Recycled Electrons is a (mostly) weekly podcast about astronomy, space and science. It is a light-hearted and often peculiar take on the week that is recorded in the heart of Oxford University, not too far from Oxford’s Zooniverse HQ.
Go on virtual safari with our latest project: Snapshot Serengeti! Serengeti National Park is a UNESCO World Heritage Site in Tanzania. With an area of nearly 6,000 square miles (14,800 km^2) it is teeming with some of the most recognisable animals in the world: lions, zebra, elephants, wildebeest and more live on the vast savannah and grassland plains.
Researchers at the University of Minnesota have been trying to count and locate the animals of the Serengeti, and began placing automatic cameras across the park a couple of years ago. They now have more than 200 cameras around the region – all triggered by motion – capturing animals day and night. They have amassed millions of images so far, and more come in all the time. So they’ve team up with us here at the Zooniverse! They need the help of online volunteers to spot and classify animals in these snapshot of life in Serengeti National Park. Doing this will provide the data needed to track and study these animals, whilst giving everyone the chance to see them in the wild.
Snapshot Serengeti also launches a new version of our discussion tool, Talk. You can chat about the images you see, as well as collect them together and ask questions of the researchers and the community at large. Learn more about the project, and the team behind it, on the Snapshot Serengeti Blog or check out the site right now at http://www.snapshotserengeti.org
We’ve teamed up with astronomers in the US who need your help to search Hubble Space Telescope images of the Andromeda galaxy. This brand new citizen science project is called The Andromeda Project and can be found at http://www.andromedaproject.org. We need volunteers to help identify star clusters and help increase understanding of how galaxies evolve.
There may be as many as 2,500 star clusters hiding in Hubble’s Andromeda images, but only 600 have been identified so far in months of searching, and star clusters tend to elude pattern-recognition software. The researchers decided it’s something that everyone can help with, even without extensive training. Volunteers will vote, by marking clusters, on the identity and location of star clusters.
Star clusters are dense groups of stars that are born together from the same cloud of gas. Their common age make them useful for studying the evolution of galaxies and the properties of stars. Andromeda, also called Messier 31 or M31, is the closest spiral galaxy to our own Milky Way, which is similar. Though a neighbor in the galactic sense, Andromeda is 2.4 million light years from the Earth. That translates into about 14 billion billion miles.
There are more than 10,000 images waiting at http://www.andromedaproject.org - they all come from the Panchromatic Hubble Andromeda Treasury, or PHAT for short. The goal of the PHAT survey is to map about one-third of Andromeda’s star-forming disk, through six filters spread across the electromagnetic spectrum — two ultraviolet, two visible and two infrared.

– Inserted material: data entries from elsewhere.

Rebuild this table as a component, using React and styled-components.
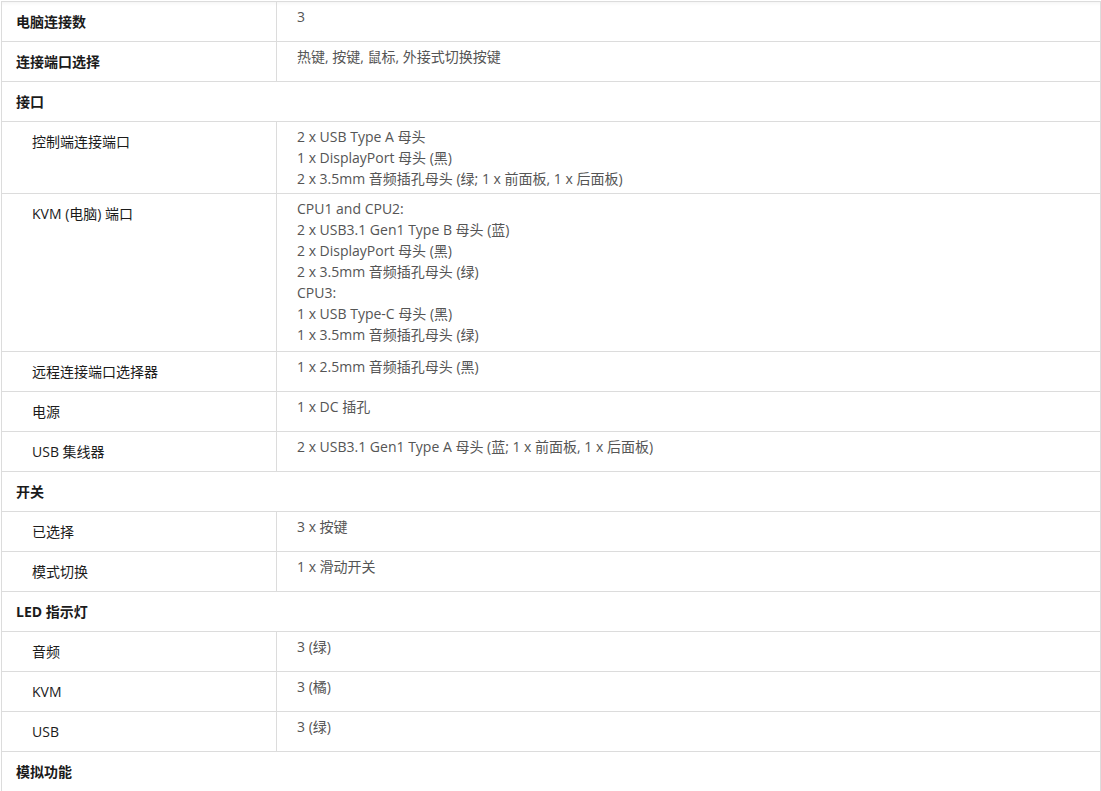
import React from "react";
import styled, { createGlobalStyle } from "styled-components";

const Global = createGlobalStyle`
  html, body { margin: 0; padding: 0; background: #fff; }
  body { font-family: "Open Sans", "Noto Sans CJK SC", sans-serif; }
`;

const Wrap = styled.div`
  padding: 1px 0 0 1px;
`;

const Table = styled.table`
  width: 1100px;
  border-collapse: separate;
  border-spacing: 0;
  border-top: 1px solid #dcdcdc;
  border-left: 1px solid #dcdcdc;
  box-shadow: inset 0 5px 5px -5px rgba(0, 0, 0, 0.08);
  table-layout: fixed;
  font-size: 14px;
  line-height: 21px;
`;

const Label = styled.td`
  width: 274px;
  box-sizing: border-box;
  padding: 9px 14px 9px ${(p) => (p.$sub ? 30 : 14)}px;
  vertical-align: top;
  color: #1b1b1b;
  font-weight: ${(p) => (p.$sub ? 400 : 700)};
  border-right: 1px solid #dcdcdc;
  border-bottom: 1px solid #dcdcdc;
`;

const Section = styled.td`
  padding: 9px 14px;
  vertical-align: top;
  color: #1b1b1b;
  font-weight: 700;
  border-right: 1px solid #dcdcdc;
  border-bottom: 1px solid #dcdcdc;
`;

const Value = styled.td`
  padding: 4px 19px ${(p) => (p.$extra ? 6 : 4)}px 20px;
  vertical-align: top;
  color: #555;
  border-right: 1px solid #dcdcdc;
  border-bottom: 1px solid #dcdcdc;
`;

const Line = styled.div`
  white-space: nowrap;
`;

const rows = [
  { label: "电脑连接数", value: ["3"] },
  { label: "连接端口选择", value: ["热键, 按键, 鼠标, 外接式切换按键"] },
  { section: "接口" },
  {
    label: "控制端连接端口",
    sub: true,
    value: [
      "2 x USB Type A 母头",
      "1 x DisplayPort 母头 (黑)",
      "2 x 3.5mm 音频插孔母头 (绿; 1 x 前面板, 1 x 后面板)",
    ],
  },
  {
    label: "KVM (电脑) 端口",
    sub: true,
    extra: true,
    value: [
      "CPU1 and CPU2:",
      "2 x USB3.1 Gen1 Type B 母头 (蓝)",
      "2 x DisplayPort 母头 (黑)",
      "2 x 3.5mm 音频插孔母头 (绿)",
      "CPU3:",
      "1 x USB Type-C 母头 (黑)",
      "1 x 3.5mm 音频插孔母头 (绿)",
    ],
  },
  { label: "远程连接端口选择器", sub: true, value: ["1 x 2.5mm 音频插孔母头 (黑)"] },
  { label: "电源", sub: true, value: ["1 x DC 插孔"] },
  {
    label: "USB 集线器",
    sub: true,
    value: ["2 x USB3.1 Gen1 Type A 母头 (蓝; 1 x 前面板, 1 x 后面板)"],
  },
  { section: "开关" },
  { label: "已选择", sub: true, value: ["3 x 按键"] },
  { label: "模式切换", sub: true, value: ["1 x 滑动开关"] },
  { section: "LED 指示灯" },
  { label: "音频", sub: true, value: ["3 (绿)"] },
  { label: "KVM", sub: true, value: ["3 (橘)"] },
  { label: "USB", sub: true, value: ["3 (绿)"] },
  { section: "模拟功能" },
];

export default function App() {
  return (
    <>
      <Global />
      <Wrap>
        <Table>
          <colgroup>
            <col style={{ width: 275 }} />
            <col />
          </colgroup>
          <tbody>
            {rows.map((r, i) =>
              r.section ? (
                <tr key={i}>
                  <Section colSpan={2}>{r.section}</Section>
                </tr>
              ) : (
                <tr key={i}>
                  <Label $sub={r.sub}>{r.label}</Label>
                  <Value $extra={r.extra}>
                    {r.value.map((v, j) => (
                      <Line key={j}>{v}</Line>
                    ))}
                  </Value>
                </tr>
              )
            )}
          </tbody>
        </Table>
      </Wrap>
    </>
  );
}
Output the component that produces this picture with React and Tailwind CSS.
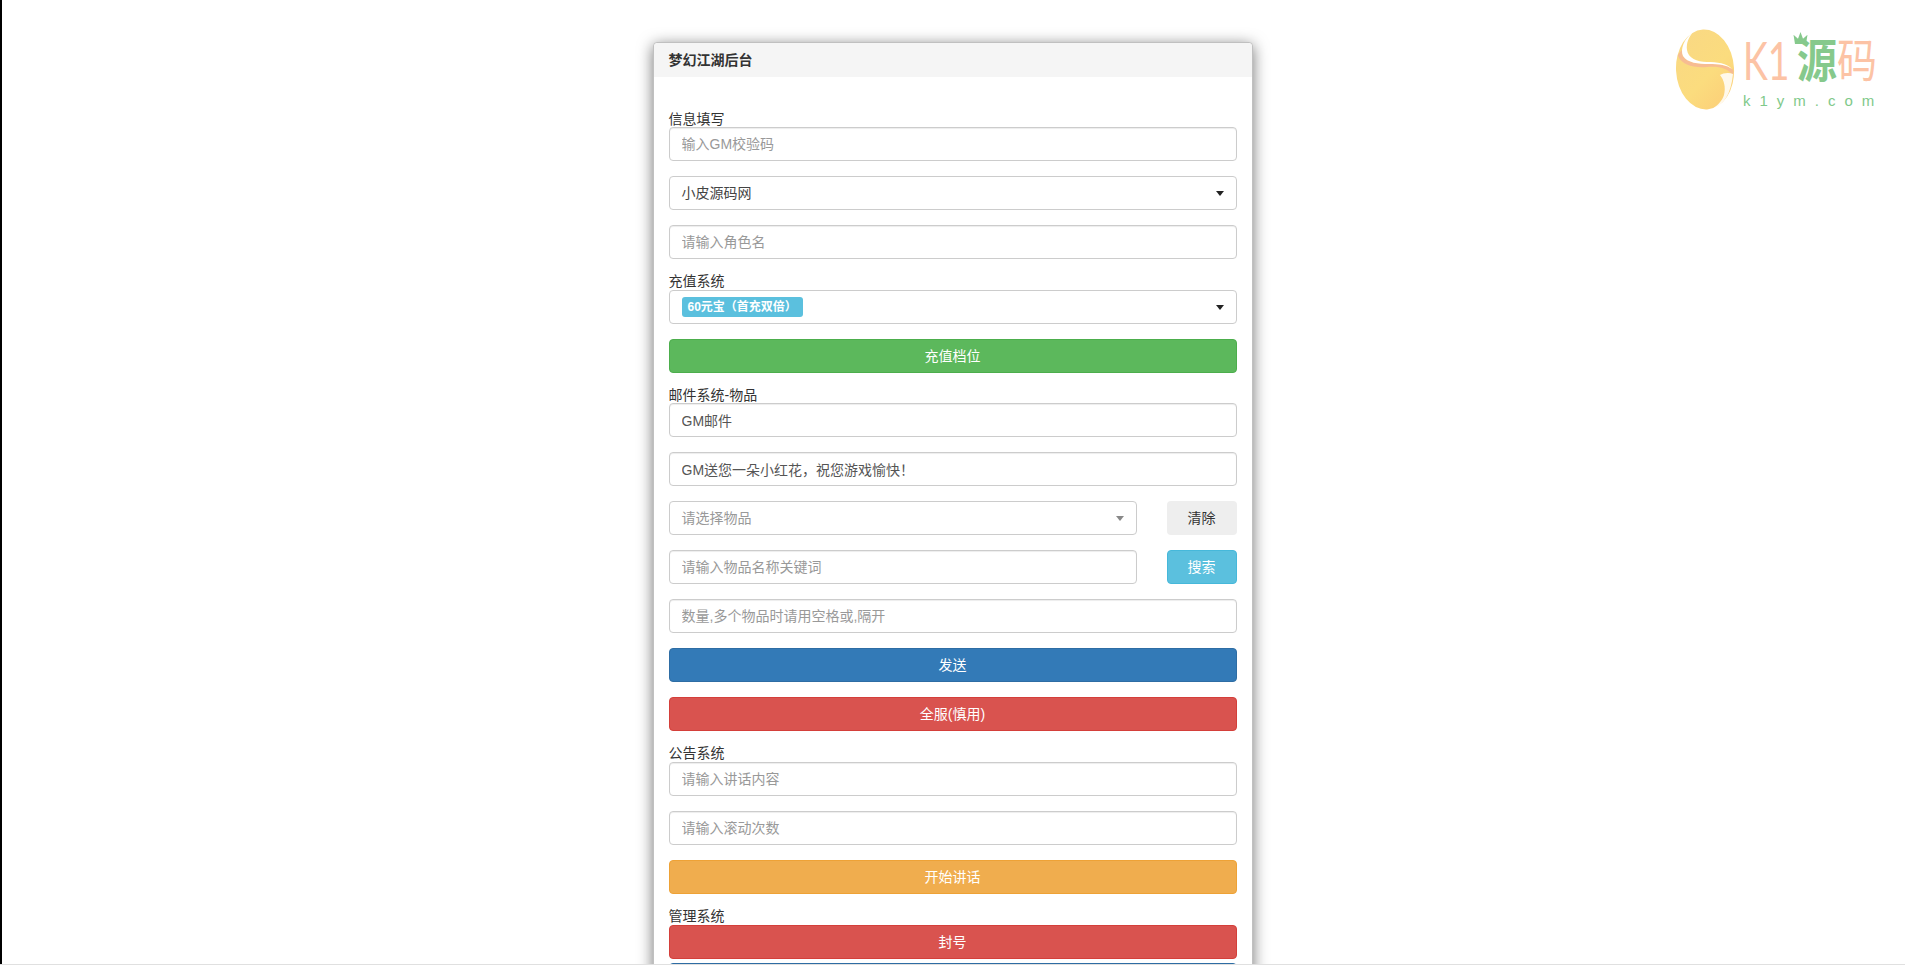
import React from 'react';

const FONT = { fontFamily: '"Liberation Sans", "Noto Sans CJK SC", sans-serif' };

const TextInput = ({ placeholder, value, className = '' }) => (
    <input
        readOnly
        placeholder={placeholder}
        value={value}
        className={`block w-full h-[34px] px-3 py-1.5 text-sm text-[#555] bg-white border border-[#ccc] rounded outline-none placeholder:text-[#999] shadow-[inset_0_1px_1px_rgba(0,0,0,0.075)] ${className}`}
    />
);

const Caret = ({ color = 'border-t-[#222]' }) => (
    <span className={`w-0 h-0 border-x-4 border-x-transparent border-t-[5px] ${color}`} />
);

const SelectBox = ({ children, caret }) => (
    <div className="flex items-center justify-between h-[34px] pl-[10px] pr-[12px] text-sm bg-white border border-[#ccc] rounded">
        {children}
        <Caret color={caret} />
    </div>
);

const Btn = ({ className, children }) => (
    <button className={`block w-full h-[34px] text-sm text-white border rounded ${className}`}>{children}</button>
);

const Label = ({ height = 'h-[16px]', leading = 'leading-[14px]', children }) => (
    <div className={`${height} ${leading} text-sm text-[#333] mt-[15px] whitespace-nowrap`}>{children}</div>
);

const Logo = () => (
    <div className="absolute left-[1675px] top-[29px] flex gap-[8px]">
        <svg width="60" height="81" viewBox="0 0 60 81">
            <defs>
                <linearGradient id="egg" x1="0.1" y1="0" x2="0.8" y2="1">
                    <stop offset="0" stopColor="#f9d884" />
                    <stop offset="0.6" stopColor="#fbdc7e" />
                    <stop offset="1" stopColor="#fccf78" />
                </linearGradient>
            </defs>
            <ellipse cx="30" cy="40.5" rx="29" ry="40" fill="url(#egg)" transform="rotate(-3 30 40)" />
            <path d="M3 27C7 36 18 39 32 38C44 37 52 39 58 46C59 42 58 40 57 40C52 36 44 35 34 35C24 35 12 34 8 27C7 25 7 23 7 21C5 23 3 25 3 27Z" fill="#f7bc92" />
            <path d="M18 3C9 10 5 20 8 27C12 34 24 35 34 35C44 35 52 36 57 40C52 34 42 33 32 33C22 33 13 29 12 21C11 14 14 8 18 3Z" fill="#fff" />
            <path d="M58 45C54 43 48 44 45 46C49 51 51 58 49 66C47 72 43 76 37 80C49 76 56 65 58 45Z" fill="#fff" opacity="0.85" />
        </svg>
        <div className="flex flex-col pt-[7px]">
            <div className="flex h-[50px] text-[#fcc3a5] whitespace-nowrap">
                <span className="w-[54px] text-[52px] leading-[48px] font-normal origin-top-left scale-x-[0.72]" style={{ fontFamily: 'Lato, sans-serif' }}>K1</span>
                <span className="relative text-[#86c98c] font-bold text-[40px] leading-[44px] origin-top scale-y-[1.15]">
                    源
                    <svg className="absolute left-[-4px] top-[-4px]" width="15" height="11" viewBox="0 0 15 11">
                        <path d="M2 11L0.5 3L5 6.5L7.5 0.5L10 6.5L14.5 3L13 11Z" fill="#86c98c" />
                    </svg>
                </span>
                <span className="text-[40px] leading-[44px] origin-top scale-y-[1.15]">码</span>
            </div>
            <div className="text-[15px] leading-[16px] mt-[7px] tracking-[9px] text-[#7fc98a] whitespace-nowrap">k1ym.com</div>
        </div>
    </div>
);

export default function App() {
    return (
        <div className="relative h-[965px] overflow-hidden bg-white" style={FONT}>
            <div className="absolute left-0 top-0 bottom-0 w-[2px] bg-black" />
            <Logo />

            <div className="w-[600px] mx-auto pt-[42px]">
                <div className="bg-white border border-[#c0c0c0] rounded shadow-[0_3px_15px_rgba(0,0,0,0.55)]">
                    <div className="h-[34px] px-[15px] flex items-center bg-[#f5f5f5] text-sm font-bold text-[#333] rounded-t">梦幻江湖后台</div>
                    <div className="px-[15px] pt-[19px]">
                        <Label leading="leading-[16px]">信息填写</Label>
                        <TextInput placeholder="输入GM校验码" />
                        <div className="mt-[15px]">
                            <SelectBox caret="border-t-[#222]"><span className="text-[#444] pl-[2px]">小皮源码网</span></SelectBox>
                        </div>
                        <TextInput placeholder="请输入角色名" className="mt-[15px]" />

                        <Label>充值系统</Label>
                        <SelectBox caret="border-t-[#222]">
                            <span className="ml-[2px] w-[121px] h-[20px] leading-[20px] px-[6px] rounded-[3px] bg-[#5bc0de] text-white text-xs font-bold">60元宝（首充双倍）</span>
                        </SelectBox>
                        <Btn className="mt-[15px] bg-[#5cb85c] border-[#4cae4c]">充值档位</Btn>

                        <Label height="h-[15px]">邮件系统-物品</Label>
                        <TextInput value="GM邮件" />
                        <TextInput value="GM送您一朵小红花，祝您游戏愉快！" className="mt-[15px]" />
                        <div className="grid grid-cols-[468px_70px] justify-between mt-[15px]">
                            <SelectBox caret="border-t-[#888]"><span className="text-[#999] pl-[2px]">请选择物品</span></SelectBox>
                            <button className="h-[34px] text-sm text-[#333] bg-[#eee] rounded">清除</button>
                        </div>
                        <div className="grid grid-cols-[468px_70px] justify-between mt-[15px]">
                            <TextInput placeholder="请输入物品名称关键词" />
                            <button className="h-[34px] text-sm text-white bg-[#5bc0de] border border-[#46b8da] rounded">搜索</button>
                        </div>
                        <TextInput placeholder="数量,多个物品时请用空格或,隔开" className="mt-[15px]" />
                        <Btn className="mt-[15px] bg-[#337ab7] border-[#2e6da4]">发送</Btn>
                        <Btn className="mt-[15px] bg-[#d9534f] border-[#d43f3a]">全服(慎用)</Btn>

                        <Label>公告系统</Label>
                        <TextInput placeholder="请输入讲话内容" />
                        <TextInput placeholder="请输入滚动次数" className="mt-[15px]" />
                        <Btn className="mt-[15px] bg-[#f0ad4e] border-[#eea236]">开始讲话</Btn>

                        <Label>管理系统</Label>
                        <Btn className="bg-[#d9534f] border-[#d43f3a]">封号</Btn>
                        <Btn className="mt-[4px] bg-[#337ab7] border-[#2e6da4]" />
                    </div>
                </div>
            </div>
            <div className="absolute left-0 right-0 bottom-0 h-px bg-[#e0e0e0]" />
        </div>
    );
}
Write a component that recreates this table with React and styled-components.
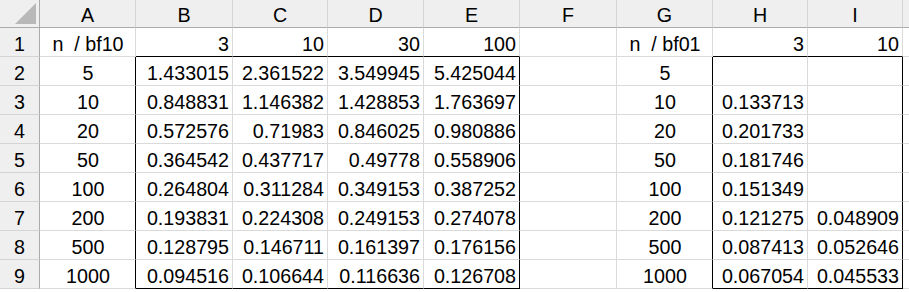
import React from "react";
import styled, { createGlobalStyle } from "styled-components";

const Global = createGlobalStyle`
  html, body { margin: 0; padding: 0; background: #fff; }
  body { font-family: "Liberation Sans", Arial, sans-serif; }
`;

const COLS = [96, 97, 95, 96, 96, 97, 96, 95, 95];
const LETTERS = ["A", "B", "C", "D", "E", "F", "G", "H", "I"];

const Sheet = styled.div`
  display: grid;
  grid-template-columns: 40px ${COLS.map((c) => c + "px").join(" ")} 1fr;
  grid-template-rows: 28px repeat(9, 29px);
  width: 909px;
  font-size: 19.7px;
  color: #000;
`;

const Corner = styled.div`
  position: relative;
  background: #efefef;
  border-right: 1px solid #ababab;
  border-bottom: 1px solid #ababab;
`;

const CornerTri = styled.div`
  position: absolute;
  right: 3px;
  bottom: 3px;
  width: 21px;
  height: 21px;
  background: #b8b8b8;
  clip-path: polygon(100% 0, 100% 100%, 0 100%);
`;

const ColHead = styled.div`
  background: #efefef;
  border-right: 1px solid ${(p) => (p.$last ? "#ababab" : "#d4d4d4")};
  border-bottom: 1px solid #ababab;
  display: flex;
  align-items: flex-end;
  justify-content: center;
  line-height: 22px;
  padding-bottom: 1px;
`;

const RowHead = styled.div`
  background: #efefef;
  border-right: 1px solid #ababab;
  border-bottom: 1px solid #d4d4d4;
  display: flex;
  align-items: flex-end;
  justify-content: center;
  line-height: 22px;
  padding-bottom: 1px;
`;

const Cell = styled.div`
  border-right: 1px solid ${(p) => (p.$br ? "#000" : "#dadada")};
  border-bottom: 1px solid ${(p) => (p.$bb ? "#000" : "#dadada")};
  display: flex;
  align-items: flex-end;
  justify-content: ${(p) => (p.$center ? "center" : "flex-end")};
  padding: 0 3px 1px 4px;
  line-height: 22px;
  white-space: pre;
  overflow: hidden;
`;

const rows = [
  ["n  / bf10", "3", "10", "30", "100", "", "n  / bf01", "3", "10"],
  ["5", "1.433015", "2.361522", "3.549945", "5.425044", "", "5", "", ""],
  ["10", "0.848831", "1.146382", "1.428853", "1.763697", "", "10", "0.133713", ""],
  ["20", "0.572576", "0.71983", "0.846025", "0.980886", "", "20", "0.201733", ""],
  ["50", "0.364542", "0.437717", "0.49778", "0.558906", "", "50", "0.181746", ""],
  ["100", "0.264804", "0.311284", "0.349153", "0.387252", "", "100", "0.151349", ""],
  ["200", "0.193831", "0.224308", "0.249153", "0.274078", "", "200", "0.121275", "0.048909"],
  ["500", "0.128795", "0.146711", "0.161397", "0.176156", "", "500", "0.087413", "0.052646"],
  ["1000", "0.094516", "0.106644", "0.116636", "0.126708", "", "1000", "0.067054", "0.045533"],
];

// black outline boxes: B2:E9 (cols 1-4) and H2:I9 (cols 7-8)
function borders(r, c) {
  const inBody = r >= 1;
  const br = inBody && (c === 0 || c === 4 || c === 6 || c === 8);
  const bb = (r === 0 || r === 8) && ((c >= 1 && c <= 4) || c === 7 || c === 8);
  return { br, bb };
}

export default function App() {
  return (
    <>
      <Global />
      <Sheet>
        <Corner>
          <CornerTri />
        </Corner>
        {LETTERS.map((l) => (
          <ColHead key={l}>{l}</ColHead>
        ))}
        <ColHead $last />
        {rows.map((row, r) => (
          <React.Fragment key={r}>
            <RowHead>{r + 1}</RowHead>
            {row.map((v, c) => {
              const { br, bb } = borders(r, c);
              return (
                <Cell key={c} $br={br} $bb={bb} $center={c === 0 || c === 6}>
                  {v}
                </Cell>
              );
            })}
            <Cell />
          </React.Fragment>
        ))}
      </Sheet>
    </>
  );
}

The Hubble telescope started gathering images for the treasury in 2010 and is expected to send its last batch of images back to Earth in the summer of 2013. The Andromeda Project aims to produce the largest catalog of star clusters known in any spiral galaxy.
This year has been a very productive one for the Zooniverse. Planet Hunters, Galaxy Zoo, the Milky Way Project, Ice Hunters, Whale FM Solar Stormwatch and Galaxy Zoo: Supernovae all released peer-reviewed papers, producing science results based on your clicks. We also released a slew of new projects (with more to come!) and all of this is about doing science in a new way: with your help.
We’re kicking off our 2012 Zooniverse Advent Calendar with the release of our new publications page which lets you find these papers, and all the papers from all Zooniverse projects. We aim to have many more projects published by this time next year.
However you celebrate the festive season – or whether you do it at all at this time of year – we hope you’ll enjoy opening each day of our advent calendar between now and Dec 24th. We have some fun items ready to show you, and a few really big announcements too.
September 2012 is going to be a month like no other in the history of the Zooniverse! We have lots of new projects lined up – including some that are really different from anything we’ve tried before. We’re so excited that we’ve even given the month a name – Citizen Science September – and a logo, and we’ll use these to help bring you up to speed with the new projects as well as encouraging you to re-explore some existing ones.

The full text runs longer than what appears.